======== Available records ========

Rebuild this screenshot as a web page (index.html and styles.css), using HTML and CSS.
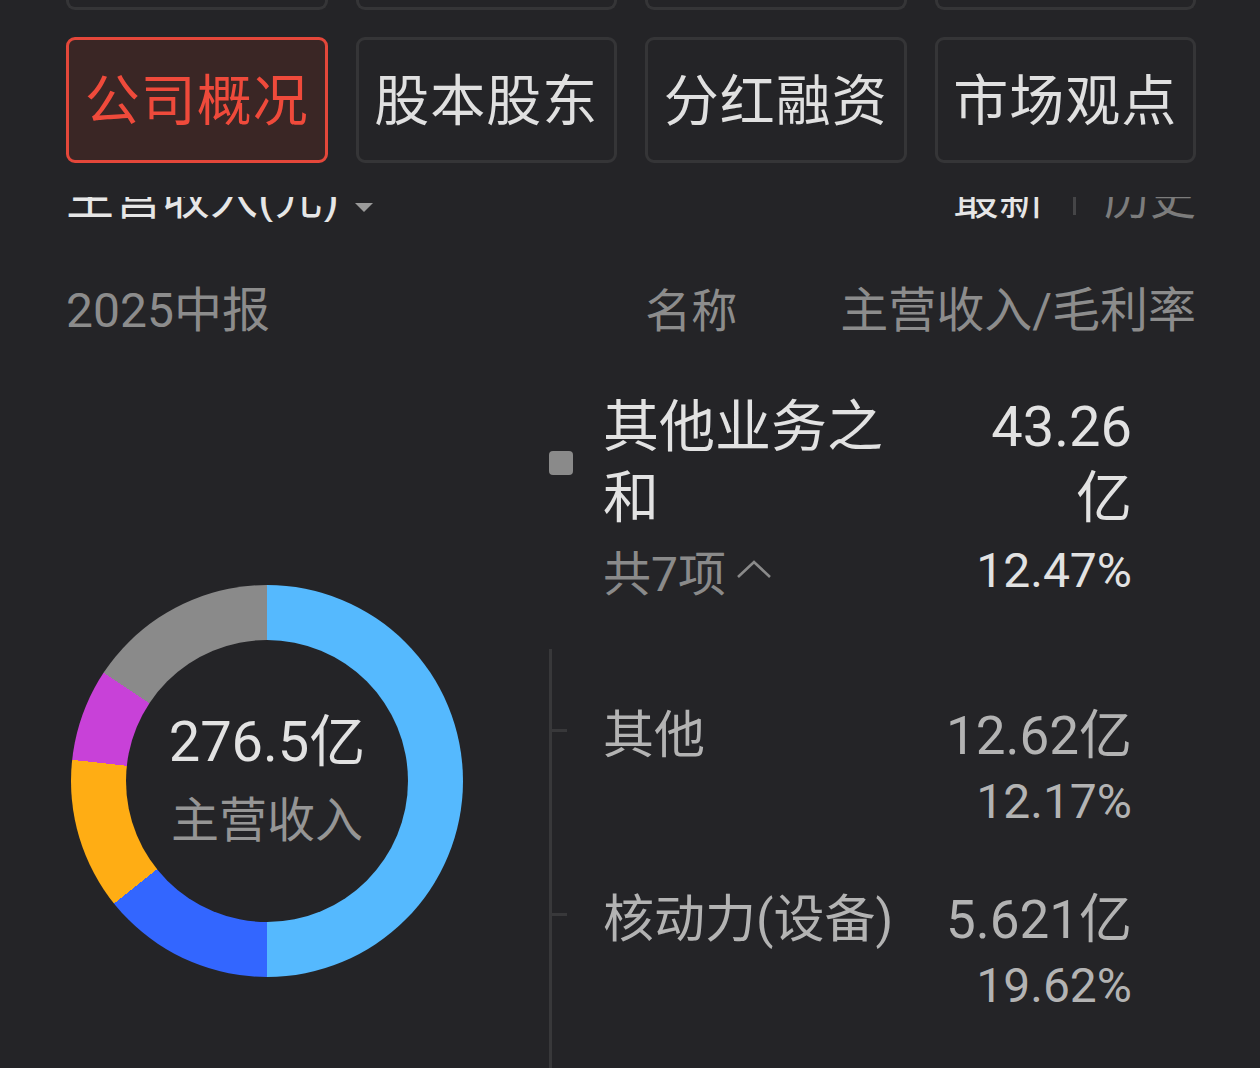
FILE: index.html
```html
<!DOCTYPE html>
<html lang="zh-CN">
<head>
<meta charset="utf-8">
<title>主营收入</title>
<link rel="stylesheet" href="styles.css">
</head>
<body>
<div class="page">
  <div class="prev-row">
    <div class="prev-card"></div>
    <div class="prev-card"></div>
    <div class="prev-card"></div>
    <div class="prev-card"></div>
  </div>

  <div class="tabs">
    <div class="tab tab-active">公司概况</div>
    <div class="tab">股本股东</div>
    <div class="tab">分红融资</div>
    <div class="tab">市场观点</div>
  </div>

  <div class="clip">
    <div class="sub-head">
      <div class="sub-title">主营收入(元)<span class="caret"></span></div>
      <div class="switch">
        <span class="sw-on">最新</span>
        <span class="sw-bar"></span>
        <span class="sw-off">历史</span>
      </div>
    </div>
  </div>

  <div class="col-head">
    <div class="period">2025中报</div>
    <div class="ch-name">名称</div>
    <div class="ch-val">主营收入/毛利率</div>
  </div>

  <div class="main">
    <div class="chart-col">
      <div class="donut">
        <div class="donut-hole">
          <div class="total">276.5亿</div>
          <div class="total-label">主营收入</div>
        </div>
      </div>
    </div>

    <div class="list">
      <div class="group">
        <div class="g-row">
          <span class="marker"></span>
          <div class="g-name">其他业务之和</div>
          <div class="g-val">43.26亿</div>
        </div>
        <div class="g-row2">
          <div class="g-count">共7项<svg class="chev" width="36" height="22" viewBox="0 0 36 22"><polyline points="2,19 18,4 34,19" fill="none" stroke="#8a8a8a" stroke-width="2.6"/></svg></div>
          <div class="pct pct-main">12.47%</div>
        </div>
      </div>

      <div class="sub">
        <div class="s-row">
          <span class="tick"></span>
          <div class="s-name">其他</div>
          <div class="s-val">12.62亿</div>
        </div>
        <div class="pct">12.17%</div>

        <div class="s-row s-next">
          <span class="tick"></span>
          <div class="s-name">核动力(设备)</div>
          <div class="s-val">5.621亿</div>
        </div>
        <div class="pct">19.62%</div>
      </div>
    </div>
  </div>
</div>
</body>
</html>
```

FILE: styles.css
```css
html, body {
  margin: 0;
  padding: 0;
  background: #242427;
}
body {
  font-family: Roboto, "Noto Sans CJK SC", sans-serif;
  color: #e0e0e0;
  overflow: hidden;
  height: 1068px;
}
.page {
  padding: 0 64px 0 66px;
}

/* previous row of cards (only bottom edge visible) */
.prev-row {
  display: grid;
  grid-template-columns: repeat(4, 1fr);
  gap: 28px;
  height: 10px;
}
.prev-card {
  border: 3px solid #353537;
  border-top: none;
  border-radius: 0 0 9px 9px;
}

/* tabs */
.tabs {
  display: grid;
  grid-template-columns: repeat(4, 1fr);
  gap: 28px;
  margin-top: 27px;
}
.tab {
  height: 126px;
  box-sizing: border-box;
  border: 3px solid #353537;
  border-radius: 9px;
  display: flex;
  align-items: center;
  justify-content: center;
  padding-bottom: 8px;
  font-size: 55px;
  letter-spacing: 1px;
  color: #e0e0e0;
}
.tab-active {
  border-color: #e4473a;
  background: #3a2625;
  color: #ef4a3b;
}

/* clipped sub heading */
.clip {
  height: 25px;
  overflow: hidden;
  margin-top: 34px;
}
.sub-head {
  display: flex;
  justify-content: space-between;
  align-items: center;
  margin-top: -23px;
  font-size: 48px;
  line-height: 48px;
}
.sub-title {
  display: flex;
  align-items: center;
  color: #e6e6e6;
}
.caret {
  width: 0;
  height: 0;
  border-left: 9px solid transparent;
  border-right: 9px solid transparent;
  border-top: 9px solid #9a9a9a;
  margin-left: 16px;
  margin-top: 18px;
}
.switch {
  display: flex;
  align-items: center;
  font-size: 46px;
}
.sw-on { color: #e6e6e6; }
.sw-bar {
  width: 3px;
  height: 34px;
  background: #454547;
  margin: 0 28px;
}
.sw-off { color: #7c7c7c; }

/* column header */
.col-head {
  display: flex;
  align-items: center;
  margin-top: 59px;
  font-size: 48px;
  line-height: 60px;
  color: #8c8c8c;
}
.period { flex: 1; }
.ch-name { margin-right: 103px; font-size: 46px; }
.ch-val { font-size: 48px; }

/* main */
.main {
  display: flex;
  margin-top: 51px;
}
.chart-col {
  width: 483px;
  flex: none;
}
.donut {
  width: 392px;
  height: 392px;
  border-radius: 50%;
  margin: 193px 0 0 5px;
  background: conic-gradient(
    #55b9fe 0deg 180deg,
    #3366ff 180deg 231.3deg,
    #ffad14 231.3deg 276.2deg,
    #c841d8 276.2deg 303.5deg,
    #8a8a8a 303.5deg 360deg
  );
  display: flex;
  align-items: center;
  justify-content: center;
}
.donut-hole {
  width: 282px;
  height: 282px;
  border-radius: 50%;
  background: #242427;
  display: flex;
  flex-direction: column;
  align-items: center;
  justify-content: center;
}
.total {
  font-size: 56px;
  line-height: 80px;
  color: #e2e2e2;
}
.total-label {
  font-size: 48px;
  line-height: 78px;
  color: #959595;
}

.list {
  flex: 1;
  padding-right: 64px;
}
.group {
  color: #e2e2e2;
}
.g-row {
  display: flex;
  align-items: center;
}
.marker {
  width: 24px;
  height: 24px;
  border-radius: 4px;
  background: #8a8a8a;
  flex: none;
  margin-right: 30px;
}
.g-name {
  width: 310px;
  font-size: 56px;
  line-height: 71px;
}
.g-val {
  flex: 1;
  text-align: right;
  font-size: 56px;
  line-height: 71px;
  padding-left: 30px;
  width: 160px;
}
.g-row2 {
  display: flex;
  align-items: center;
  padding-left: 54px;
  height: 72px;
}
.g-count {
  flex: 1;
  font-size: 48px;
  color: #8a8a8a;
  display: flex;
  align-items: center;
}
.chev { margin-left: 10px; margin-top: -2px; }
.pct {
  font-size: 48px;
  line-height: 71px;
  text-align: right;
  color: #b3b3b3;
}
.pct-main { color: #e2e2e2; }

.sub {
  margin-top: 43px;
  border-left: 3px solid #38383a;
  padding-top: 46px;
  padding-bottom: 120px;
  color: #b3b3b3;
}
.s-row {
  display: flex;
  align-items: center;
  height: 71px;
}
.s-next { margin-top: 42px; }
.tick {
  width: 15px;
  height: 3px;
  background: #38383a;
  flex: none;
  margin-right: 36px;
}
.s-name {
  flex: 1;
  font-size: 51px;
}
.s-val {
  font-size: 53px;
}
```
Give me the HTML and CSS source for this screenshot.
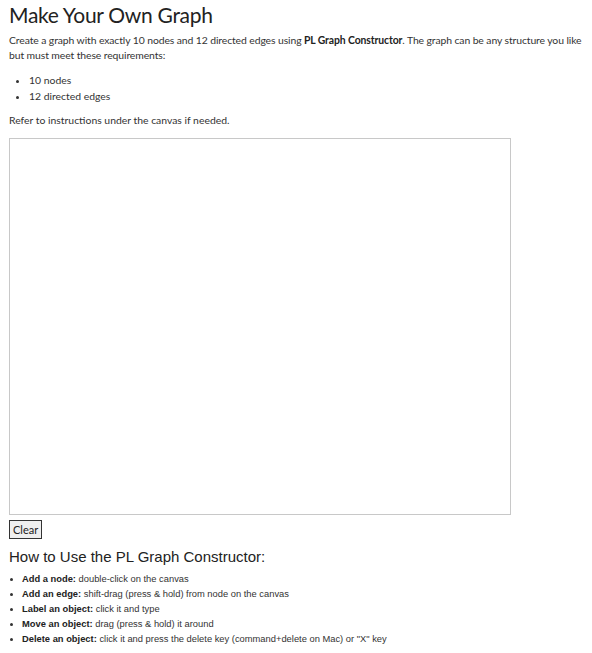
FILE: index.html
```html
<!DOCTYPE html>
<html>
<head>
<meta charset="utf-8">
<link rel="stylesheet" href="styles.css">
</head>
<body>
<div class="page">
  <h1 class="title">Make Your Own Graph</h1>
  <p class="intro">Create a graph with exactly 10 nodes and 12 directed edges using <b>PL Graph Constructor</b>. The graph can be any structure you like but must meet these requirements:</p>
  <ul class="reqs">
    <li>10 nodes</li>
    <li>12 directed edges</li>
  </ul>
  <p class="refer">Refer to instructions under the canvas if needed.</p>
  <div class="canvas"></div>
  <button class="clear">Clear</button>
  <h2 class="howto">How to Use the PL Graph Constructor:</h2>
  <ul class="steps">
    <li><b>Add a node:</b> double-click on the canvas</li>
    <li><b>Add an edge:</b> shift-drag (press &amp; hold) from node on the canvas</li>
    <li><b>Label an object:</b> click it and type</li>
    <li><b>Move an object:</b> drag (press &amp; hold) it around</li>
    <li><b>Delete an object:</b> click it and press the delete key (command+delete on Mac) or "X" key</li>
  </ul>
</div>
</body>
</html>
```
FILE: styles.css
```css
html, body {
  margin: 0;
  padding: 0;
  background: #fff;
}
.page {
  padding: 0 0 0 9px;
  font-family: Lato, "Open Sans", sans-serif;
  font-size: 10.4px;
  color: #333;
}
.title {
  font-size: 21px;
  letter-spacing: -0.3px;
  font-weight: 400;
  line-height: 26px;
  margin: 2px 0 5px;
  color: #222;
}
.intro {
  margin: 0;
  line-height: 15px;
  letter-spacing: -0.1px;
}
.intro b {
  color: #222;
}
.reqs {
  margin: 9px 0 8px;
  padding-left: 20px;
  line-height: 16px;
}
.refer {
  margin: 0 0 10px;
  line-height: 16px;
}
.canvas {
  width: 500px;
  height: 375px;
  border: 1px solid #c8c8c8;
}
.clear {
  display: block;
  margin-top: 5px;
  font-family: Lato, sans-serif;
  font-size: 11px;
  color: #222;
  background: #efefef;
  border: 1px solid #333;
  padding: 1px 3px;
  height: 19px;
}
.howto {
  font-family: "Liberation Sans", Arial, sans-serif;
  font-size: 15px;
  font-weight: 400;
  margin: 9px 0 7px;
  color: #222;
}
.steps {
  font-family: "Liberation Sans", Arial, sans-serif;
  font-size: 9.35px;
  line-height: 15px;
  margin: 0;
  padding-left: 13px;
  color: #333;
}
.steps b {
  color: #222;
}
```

========

→ **Required work**
In the material above, find each line that contains the word "screenshot", and select it.

→ **Output of the exercise**
Rebuild this screenshot as a web page (index.html and styles.css), using HTML and CSS.
Give me the HTML and CSS source for this screenshot.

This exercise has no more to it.